Francisca Simodosea—Aunt Mama—the commander of the tribe, who died a virgin at the age of seventy-nine, differed from the others in her habits and language. For her culture was not from the Province but from the feudal paradise of the savannas of Bolívar, where her father, José María Mejía Vidal, had migrated from Riohacha with his silversmith’s skills when he was very young. She had allowed her wiry dark hair, which resisted turning white until she was very old, to grow down to her knees. She would wash it with perfumed water once a week and sit to comb it in the doorway of her bedroom in a sacred ritual that took several hours, consuming without pause cigarettes made of harsh tobacco that she smoked backwards, with the lit end inside her mouth, as the Liber
al troops did so as not to be seen by the enemy in the dark of night. Her style of dress was different, too, with underskirts and bodices of immaculate linen, and velveteen mules.
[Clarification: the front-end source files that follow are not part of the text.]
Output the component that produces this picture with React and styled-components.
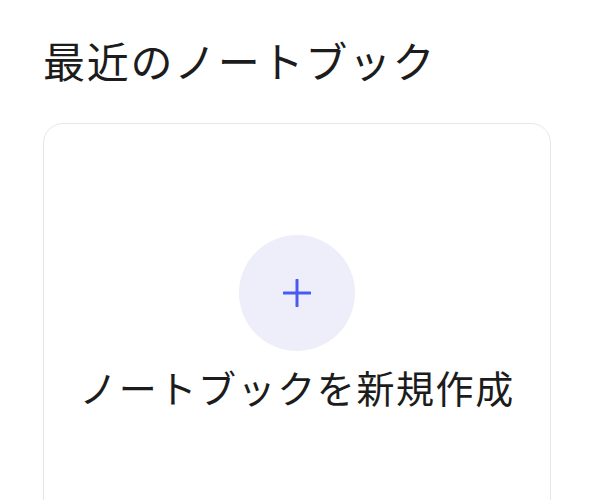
import React from "react";
import styled, { createGlobalStyle } from "styled-components";

const Global = createGlobalStyle`
  html, body { margin: 0; padding: 0; background: #ffffff; }
  body { font-family: "Noto Sans CJK JP", "Noto Sans", sans-serif; color: #1c1c1c; }
`;

const Page = styled.div`
  padding: 30px 49px 0 43px;
  height: 500px;
  box-sizing: border-box;
  overflow: hidden;
`;

const Title = styled.h2`
  margin: 0 0 33px 0;
  font-size: 42px;
  font-weight: 400;
  line-height: 60px;
  letter-spacing: 1.7px;
`;

const Card = styled.div`
  border: 1.5px solid #e6e6ee;
  border-radius: 20px;
  height: 420px;
  padding-top: 111px;
  box-sizing: border-box;
  display: flex;
  flex-direction: column;
  align-items: center;
  background: #fff;
`;

const Circle = styled.div`
  width: 116px;
  height: 116px;
  border-radius: 50%;
  background: #eeeefb;
  display: flex;
  align-items: center;
  justify-content: center;
`;

const Label = styled.div`
  margin-top: 10px;
  font-size: 38px;
  line-height: 52px;
  letter-spacing: 1.6px;
`;

export default function App() {
  return (
    <>
      <Global />
      <Page>
        <Title>最近のノートブック</Title>
        <Card>
          <Circle>
            <svg width="28" height="28" viewBox="0 0 28 28">
              <path d="M14 1v26M1 14h26" stroke="#4a5cf0" strokeWidth="3" strokeLinecap="round" />
            </svg>
          </Circle>
          <Label>ノートブックを新規作成</Label>
        </Card>
      </Page>
    </>
  );
}
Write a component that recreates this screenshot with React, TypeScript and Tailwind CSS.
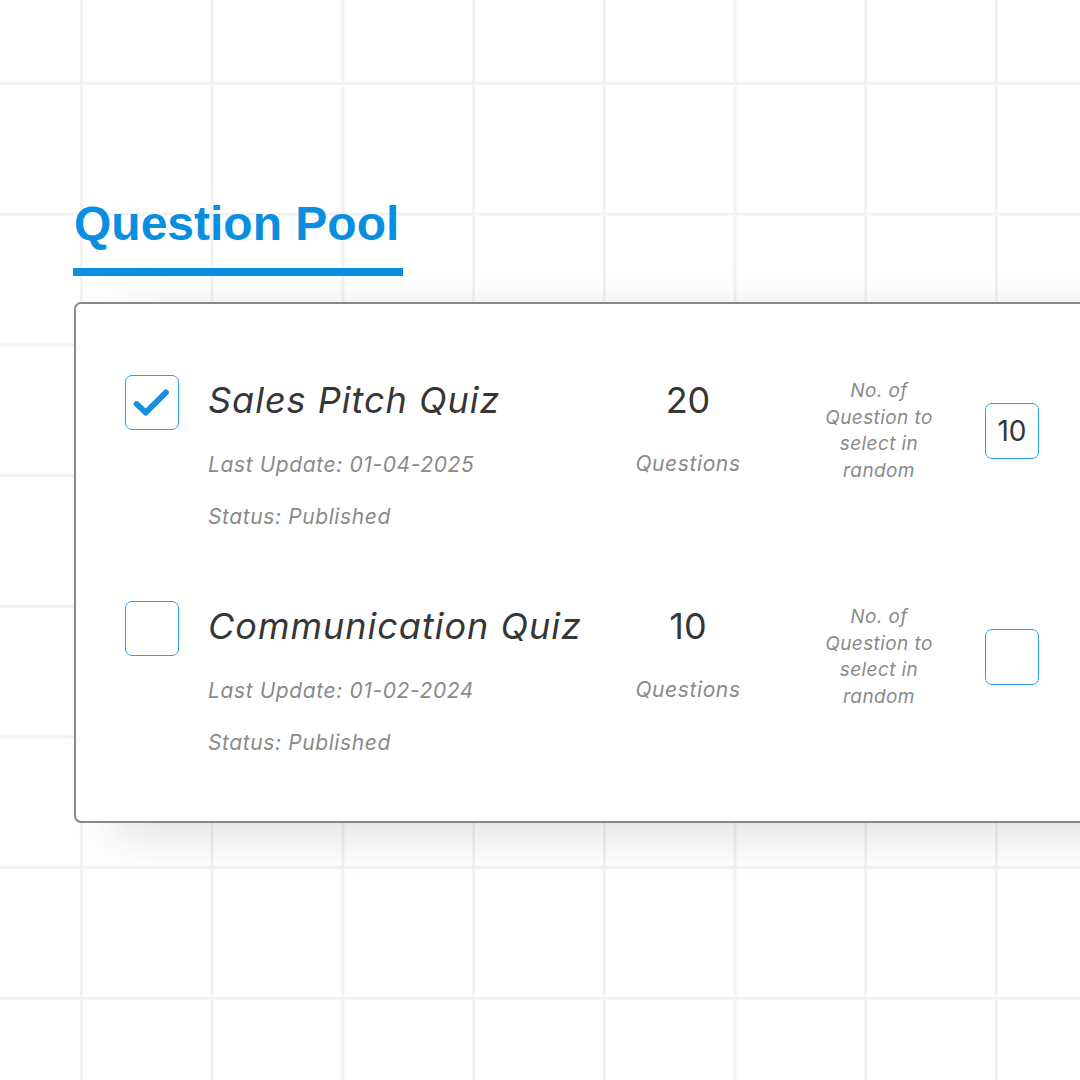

As opposed to the uncorrupted purism of my grandmother, Mama’s language was the loosest popular slang. She did not hide it from anyone or under any circumstances, and she said what she thought to everyone’s face. Including a nun, one of my mother’s teachers at the boarding school in Santa Marta, whom she stopped short because of a trivial impertinence: “You’re one of those women who doesn’t know her ass from a day of fasting.” But she always managed not to seem coarse or insulting.
For half her life she was the keeper of the keys to the cemetery, and she filled out and issued death certificates and made the hosts for Mass at home. She was the only person in the family, of either sex, who did not seem to have a heart pierced by the sorrow of thwarted love. We became aware of that one night when the doctor was preparing to insert a catheter, and she stopped him with an argument I did not understand at the time: “I want you to know, Doctor, that I’ve never known a man.”
From then on I often heard her say this, yet it never seemed boastful or regretful to me but like a simple fact that left no trace at all in her life. On the other hand, she was an artful matchmaker who must have suffered in her double game of acting as lookout for my parents without being disloyal to Mina.